According to the resistance network’s website, activists plan to kick off their “anti-Olympic convergence” with a series of workshops Wednesday and Thursday, followed by a “take back our city” demonstration on the day of the opening ceremonies. On Feb. 13, an ominously titled event: “Heart Attack: Street March to Clog the Arteries of Capitalism” is planned. It promises to “respect diversity of tactics and . . . disturb ‘business as unusual’ on the first day of the Games!”
In Whistler, anti-Olympic activists are expected to gather near the site of the skiing medals ceremonies to commemorate the thousands of trees and pristine bluffs that were wiped out to make way for the four-lane Sea to Sky Highway, which replaced a narrow, often hazardous road and a large complex of cross-country ski trails.
A bus terminal was built by the province, over the objections of many local officials, to accommodate the vehicles that will be the sole means of access to Whistler during the Games. It sits partly on a wooded wetland that is listed as a unique ecological area.

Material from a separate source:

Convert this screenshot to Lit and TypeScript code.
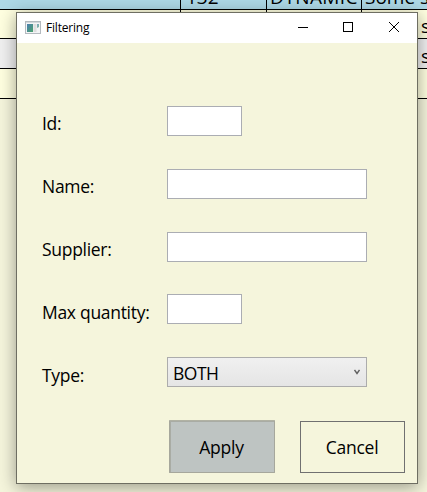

“It’s hard for people to grasp,” said Sara Jennings, a Whistler native who is helping organize the demonstrations there. “You grow up with the idea of the Olympics being a wonderful thing, you watch it on TV and you think it’s all about the athletes and all about the world coming together.
“But the reality is it’s become more of a corporate creation whose primary motive is greed. And the people that need the most support are the people that get trampled on when things like big corporate sporting events come to town.”